# lost egyptian swift rehani sunnyvale ,ca



## chove123 (May 13, 2007)

lost rehani black with brown he got out when my son was taking care of our birds while i was out fo town the bird is npa banded but i did not write the # down if anyone happens to find our give me a call 
Dan 408-592-2511 bird is about 5 months old


----------



## Birdmom4ever (Jan 14, 2003)

Just saw your post. I'll ask my hubby to look out for your swift. He works in Sunnyvale and there are quite a few pigeons in the area, so you never know...

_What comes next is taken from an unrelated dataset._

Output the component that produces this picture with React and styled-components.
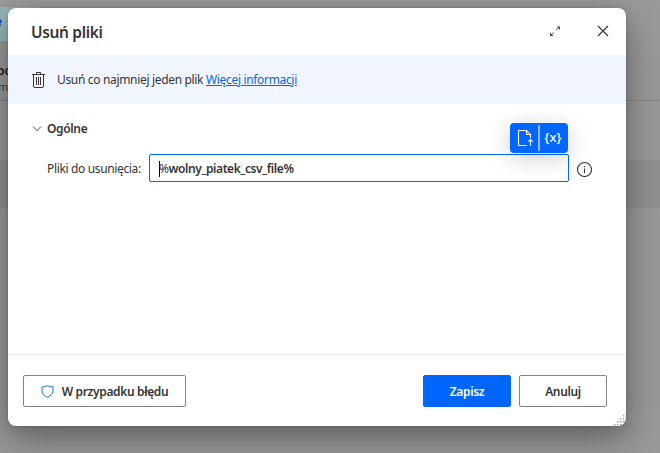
import React from 'react';
import styled, { createGlobalStyle } from 'styled-components';

const GlobalStyle = createGlobalStyle`
  * { box-sizing: border-box; }
  body {
    margin: 0;
    overflow: hidden;
    color: #363534;
    font: 12px/16px "Noto Sans", "Open Sans", sans-serif;
  }
  button { font: inherit; color: inherit; }
`;

const Stage = styled.div`
  position: relative;
  width: 660px;
  height: 453px;
  overflow: hidden;
`;

const Workspace = styled.div`
  display: flex;
  flex-direction: column;
  height: 100%;
  background: #999;
`;

const VariableRow = styled.div`
  height: 42px;
  padding-top: 7px;
`;

const VariableChip = styled.div`
  width: 39px;
  height: 34px;
  padding-top: 7px;
  background: #94b6b8;
  color: #0b3fa8;
  font-weight: 600;
  white-space: nowrap;
  text-indent: -5px;
`;

const ActionCard = styled.div`
  height: 59px;
  padding-top: 21px;
  border-bottom: 1px solid #868686;
  white-space: nowrap;
  color: #3c3c3c;
`;

const ActionTitle = styled.div`
  color: #1c1c1c;
  font-weight: 600;
  text-indent: -3px;
`;

const ActionSummary = styled.div`
  font-size: 11px;
  text-indent: -2px;
`;

const Gap = styled.div`
  height: 59px;
`;

const SelectedRow = styled.div`
  height: 49px;
  background: #909090;
  border-bottom: 1px solid #9c9c9c;
`;

const Dialog = styled.section`
  position: absolute;
  left: 8px;
  top: 8px;
  width: 618px;
  height: 418px;
  display: flex;
  flex-direction: column;
  background: #fff;
  border-radius: 8px;
  box-shadow: 0 14px 40px rgba(0, 0, 0, 0.3), 0 8px 20px rgba(0, 0, 0, 0.12), 0 0 3px rgba(0, 0, 0, 0.2);
`;

const Header = styled.header`
  display: flex;
  align-items: center;
  height: 47px;
  padding: 0 17px 0 23px;
`;

const Title = styled.h1`
  flex: 1;
  margin: 0;
  font-size: 15.5px;
  line-height: 22px;
  font-weight: 600;
  letter-spacing: -0.35px;
`;

const IconButton = styled.button`
  display: flex;
  padding: 0;
  border: 0;
  background: none;
  margin-left: ${(p) => p.$gap || 0}px;
  margin-top: -2px;
`;

const Banner = styled.div`
  display: flex;
  align-items: center;
  height: 49px;
  padding-left: 23px;
  background: #f0f5ff;
`;

const BannerText = styled.p`
  margin: 0 0 0 11px;
  padding-top: 1px;
  letter-spacing: ${(p) => p.$track}px;
  white-space: nowrap;
`;

const Link = styled.a`
  color: #0f62f0;
  text-decoration: underline;
  letter-spacing: ${(p) => p.$track}px;
`;

const Body = styled.main`
  flex: 1;
  padding: 17px 33px 0 24px;
`;

const SectionHeading = styled.div`
  display: flex;
  align-items: center;
  gap: 5px;
  height: 16px;
  font-weight: 600;
  letter-spacing: -0.35px;
`;

const Field = styled.div`
  display: flex;
  align-items: center;
  margin-top: 17px;
  padding-left: 15px;
`;

const Label = styled.label`
  width: 102px;
  padding-top: 2px;
  white-space: nowrap;
  letter-spacing: ${(p) => p.$track}px;
`;

const InputBox = styled.div`
  position: relative;
  display: flex;
  align-items: center;
  width: 420px;
  height: 28px;
  margin-right: 7px;
  padding: 2px 0 0 9px;
  border: 1px solid #0066ff;
  border-radius: 2px;
  font-weight: 600;
  letter-spacing: ${(p) => p.$track}px;
`;

const Caret = styled.span`
  width: 1px;
  height: 16px;
  margin: -1px -1px 0 0;
  background: #000;
`;

const Thin = styled.span`
  font-weight: 400;
`;

const Pickers = styled.div`
  position: absolute;
  right: 0;
  bottom: 28px;
  display: flex;
  align-items: center;
  width: 58px;
  height: 30px;
  border-radius: 4px;
  background: #0066ff;
  color: #fff;
  box-shadow: 0 5px 22px rgba(0, 0, 0, 0.2);
`;

const Picker = styled.button`
  display: flex;
  align-items: center;
  justify-content: center;
  width: 28px;
  height: 26px;
  padding: 0 0 0 2px;
  border: 0;
  background: none;
  color: #fff;
  font-size: 13px;
  font-weight: 500;
  letter-spacing: 0.1px;

  & + & {
    width: 30px;
    padding: 0 2px 2px 0;
    border-left: 2px solid #8dbaff;
  }
`;

const Info = styled.div`
  display: flex;
  padding-top: 2px;
`;

const Footer = styled.footer`
  display: flex;
  align-items: flex-start;
  gap: 8px;
  height: 72px;
  padding: 21px 19px 0 15px;
  border-top: 1px solid #e4e4e4;
`;

const Button = styled.button`
  display: flex;
  align-items: center;
  justify-content: center;
  gap: 8px;
  width: ${(p) => p.$width}px;
  height: 32px;
  margin-top: -1px;
  margin-right: ${(p) => (p.$push ? 'auto' : 0)};
  padding: 2px 0 0;
  border: 1px solid ${(p) => (p.$primary ? '#0066ff' : '#858585')};
  border-radius: 2px;
  background: ${(p) => (p.$primary ? '#0066ff' : '#fff')};
  color: ${(p) => (p.$primary ? '#fff' : '#363534')};
  font-weight: 600;
  letter-spacing: -0.35px;
  white-space: nowrap;
`;

const ResizeGrip = styled.svg`
  position: absolute;
  right: 0;
  bottom: 0;
`;

const stroke = { fill: 'none', stroke: 'currentColor' };

const ExpandIcon = () => (
  <svg width="12" height="12" viewBox="0 0 12 12" {...stroke} strokeWidth="0.9">
    <path d="M8 2h2.5v2.5M10.5 2L7.2 5M1.5 8v2.5H4M1.5 10.5l3.3-3" />
  </svg>
);

const CloseIcon = () => (
  <svg width="12" height="12" viewBox="0 0 12 12" {...stroke} strokeWidth="1.15">
    <path d="M1 1l10 10M11 1L1 11" />
  </svg>
);

const TrashIcon = () => (
  <svg width="15" height="18" viewBox="0 0 15 18" {...stroke} strokeWidth="1">
    <path d="M1 3.5h13M5.5 3V1.5h4V3M2.5 4v11q0 1.5 1.5 1.5h7q1.5 0 1.5-1.5V4M5.5 6v8M7.5 6v8M9.5 6v8" />
  </svg>
);

const ChevronIcon = () => (
  <svg width="10" height="10" viewBox="0 0 10 10" {...stroke} strokeWidth="0.9">
    <path d="M1 2.5l4 4 4-4" />
  </svg>
);

const FileUpIcon = () => (
  <svg width="18" height="18" viewBox="0 0 18 18" {...stroke} strokeWidth="1.1">
    <path d="M11 16.5H2.5v-15h8l4 4V9M10.5 1.5v4h4M14.5 17v-6.5M12.3 12.7l2.2-2.2 2.2 2.2" />
  </svg>
);

const InfoIcon = () => (
  <svg width="16" height="16" viewBox="0 0 16 16" {...stroke} strokeWidth="1.1">
    <circle cx="8.5" cy="8.5" r="7" />
    <path d="M8.5 7.5V12M8.5 5v1.2" />
  </svg>
);

const ShieldIcon = () => (
  <svg width="13" height="14" viewBox="0 0 13 14" fill="none" stroke="#1b6ef3" strokeWidth="1">
    <path d="M6.5 0.7Q4 2 1 2V6c0 3 2.4 5 5.5 6.3 3.1-1.3 5.5-3.3 5.5-6.3V2Q9 2 6.5 0.7z" />
  </svg>
);

const gripDots = [[9, 1], [6, 4], [9, 4], [3, 7], [6, 7], [9, 7], [0, 10], [3, 10], [6, 10]];

export default function App() {
  return (
    <Stage>
      <GlobalStyle />
      <Workspace>
        <VariableRow>
          <VariableChip>e</VariableChip>
        </VariableRow>
        <ActionCard>
          <ActionTitle>po</ActionTitle>
          <ActionSummary>m</ActionSummary>
        </ActionCard>
        <Gap />
        <SelectedRow />
      </Workspace>
      <Dialog>
        <Header>
          <Title>Usuń pliki</Title>
          <IconButton aria-label="Powiększ"><ExpandIcon /></IconButton>
          <IconButton aria-label="Zamknij" $gap={36}><CloseIcon /></IconButton>
        </Header>
        <Banner>
          <TrashIcon />
          <BannerText $track={-0.33}>
            Usuń co najmniej jeden plik <Link $track={-0.33}>Więcej informacji</Link>
          </BannerText>
        </Banner>
        <Body>
          <SectionHeading>
            <ChevronIcon />
            Ogólne
          </SectionHeading>
          <Field>
            <Label $track={-0.35}>Pliki do usunięcia:</Label>
            <InputBox $track={-0.43}>
              <Caret />
              <Thin>%</Thin>wolny_piatek_csv_file%
              <Pickers>
                <Picker aria-label="Wybierz plik"><FileUpIcon /></Picker>
                <Picker>{'{x}'}</Picker>
              </Pickers>
            </InputBox>
            <Info><InfoIcon /></Info>
          </Field>
        </Body>
        <Footer>
          <Button $width={163} $push><ShieldIcon />W przypadku błędu</Button>
          <Button $width={88} $primary>Zapisz</Button>
          <Button $width={88}>Anuluj</Button>
        </Footer>
        <ResizeGrip width="12" height="12" viewBox="0 0 12 12" fill="#9aa3b5">
          {gripDots.map(([x, y]) => (
            <rect key={`${x}-${y}`} x={x} y={y} width="1.5" height="1.5" />
          ))}
        </ResizeGrip>
      </Dialog>
    </Stage>
  );
}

I'm so sorry your bird got out. They are gorgeous pigeons. We were just admiring them at the show.


----------



## Lovebirds (Sep 6, 2002)

When did the bird get loose? Don't suppose you have a picture? With a band, there's a chance that it could get turned into 911 Pigeon Alert. Never know.


----------



## Birdmom4ever (Jan 14, 2003)

Dan, you should also check the local animal shelters. I have a friend who does domestic dove/pigeon rescue and you would be surprised at how many fancy pigeons turn up in shelters. This year alone she got two fantails and a Helmet in addition to numerous lost homers and king pigeons. Check the San Jose Animal Shelter. I don't have the number handy, but you can find it on-line or in the phone book. It's on Monterey Highway. Also check with the Wildlife Center of Silicon Valley--they get pigeons there, too. If I were you I would call them and tell them you are looking for this pigeon, so that if someone turns it in they'll call you. Check with the local Humane Society, too. Good luck. I really hope you find your bird.


----------



## maryjane (Jul 15, 2006)

Yes, definitely check the shelters. People turn in pigeons all the time. I would also post a notice on Craigslist.org, under the "pets" section for your city. House pigeons don't usually get very far (though there are exceptions) so I would post flyers as well around your neighborhood at least. Good luck!!


----------



## Young Bird (May 2, 2007)

When one of my homers doesn't make it home I just get on the roof of my house its a two story house so i can see a long ways and also use my binoculars I usally can spot them. I have found alot of my birds flying around lost.


----------



## chove123 (May 13, 2007)

*thanks for all the info*

still no sign of my rehani I have been looking out for him but have not seen him . i willl keep looking up in hope of a return .

thanks again Dan


----------